(Records from a data source)
•••••
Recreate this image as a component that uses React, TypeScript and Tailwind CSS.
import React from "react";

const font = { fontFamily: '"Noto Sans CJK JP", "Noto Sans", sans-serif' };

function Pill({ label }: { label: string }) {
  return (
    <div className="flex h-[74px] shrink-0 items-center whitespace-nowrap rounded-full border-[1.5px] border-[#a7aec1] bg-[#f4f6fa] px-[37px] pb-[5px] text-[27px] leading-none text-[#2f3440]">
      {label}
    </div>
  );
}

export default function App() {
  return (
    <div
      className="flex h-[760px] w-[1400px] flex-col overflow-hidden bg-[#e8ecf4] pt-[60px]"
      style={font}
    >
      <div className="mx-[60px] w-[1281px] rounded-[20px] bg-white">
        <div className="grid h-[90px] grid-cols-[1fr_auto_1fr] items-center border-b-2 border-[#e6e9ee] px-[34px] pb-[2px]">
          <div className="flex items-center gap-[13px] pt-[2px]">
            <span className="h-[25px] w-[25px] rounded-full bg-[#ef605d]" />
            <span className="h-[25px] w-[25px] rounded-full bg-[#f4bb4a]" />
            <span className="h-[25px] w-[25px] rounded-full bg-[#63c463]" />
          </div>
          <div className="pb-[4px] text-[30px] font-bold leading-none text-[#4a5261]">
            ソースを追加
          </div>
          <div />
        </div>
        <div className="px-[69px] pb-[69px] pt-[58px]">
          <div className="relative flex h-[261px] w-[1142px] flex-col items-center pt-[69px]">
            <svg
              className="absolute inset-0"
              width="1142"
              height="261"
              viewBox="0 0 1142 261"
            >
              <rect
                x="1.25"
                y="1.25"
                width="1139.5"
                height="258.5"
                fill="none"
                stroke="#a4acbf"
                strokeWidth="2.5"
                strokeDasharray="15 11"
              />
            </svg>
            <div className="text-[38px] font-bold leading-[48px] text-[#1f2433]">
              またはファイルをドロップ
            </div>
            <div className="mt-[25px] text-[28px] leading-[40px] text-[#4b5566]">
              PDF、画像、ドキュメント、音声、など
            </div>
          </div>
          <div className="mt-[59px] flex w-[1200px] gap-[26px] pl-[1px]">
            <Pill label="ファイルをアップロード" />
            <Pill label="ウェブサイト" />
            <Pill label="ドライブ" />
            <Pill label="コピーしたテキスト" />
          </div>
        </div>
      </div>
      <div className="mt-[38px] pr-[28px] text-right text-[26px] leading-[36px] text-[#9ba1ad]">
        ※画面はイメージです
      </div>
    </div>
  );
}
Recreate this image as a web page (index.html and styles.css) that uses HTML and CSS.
•••••
» **Work to complete**: Retype all the records, matching them exactly.

» **Expected answer**:
Recreate this image as a component that uses React, TypeScript and Tailwind CSS.
import React from "react";

const font = { fontFamily: '"Noto Sans CJK JP", "Noto Sans", sans-serif' };

function Pill({ label }: { label: string }) {
  return (
    <div className="flex h-[74px] shrink-0 items-center whitespace-nowrap rounded-full border-[1.5px] border-[#a7aec1] bg-[#f4f6fa] px-[37px] pb-[5px] text-[27px] leading-none text-[#2f3440]">
      {label}
    </div>
  );
}

export default function App() {
  return (
    <div
      className="flex h-[760px] w-[1400px] flex-col overflow-hidden bg-[#e8ecf4] pt-[60px]"
      style={font}
    >
      <div className="mx-[60px] w-[1281px] rounded-[20px] bg-white">
        <div className="grid h-[90px] grid-cols-[1fr_auto_1fr] items-center border-b-2 border-[#e6e9ee] px-[34px] pb-[2px]">
          <div className="flex items-center gap-[13px] pt-[2px]">
            <span className="h-[25px] w-[25px] rounded-full bg-[#ef605d]" />
            <span className="h-[25px] w-[25px] rounded-full bg-[#f4bb4a]" />
            <span className="h-[25px] w-[25px] rounded-full bg-[#63c463]" />
          </div>
          <div className="pb-[4px] text-[30px] font-bold leading-none text-[#4a5261]">
            ソースを追加
          </div>
          <div />
        </div>
        <div className="px-[69px] pb-[69px] pt-[58px]">
          <div className="relative flex h-[261px] w-[1142px] flex-col items-center pt-[69px]">
            <svg
              className="absolute inset-0"
              width="1142"
              height="261"
              viewBox="0 0 1142 261"
            >
              <rect
                x="1.25"
                y="1.25"
                width="1139.5"
                height="258.5"
                fill="none"
                stroke="#a4acbf"
                strokeWidth="2.5"
                strokeDasharray="15 11"
              />
            </svg>
            <div className="text-[38px] font-bold leading-[48px] text-[#1f2433]">
              またはファイルをドロップ
            </div>
            <div className="mt-[25px] text-[28px] leading-[40px] text-[#4b5566]">
              PDF、画像、ドキュメント、音声、など
            </div>
          </div>
          <div className="mt-[59px] flex w-[1200px] gap-[26px] pl-[1px]">
            <Pill label="ファイルをアップロード" />
            <Pill label="ウェブサイト" />
            <Pill label="ドライブ" />
            <Pill label="コピーしたテキスト" />
          </div>
        </div>
      </div>
      <div className="mt-[38px] pr-[28px] text-right text-[26px] leading-[36px] text-[#9ba1ad]">
        ※画面はイメージです
      </div>
    </div>
  );
}
Recreate this image as a web page (index.html and styles.css) that uses HTML and CSS.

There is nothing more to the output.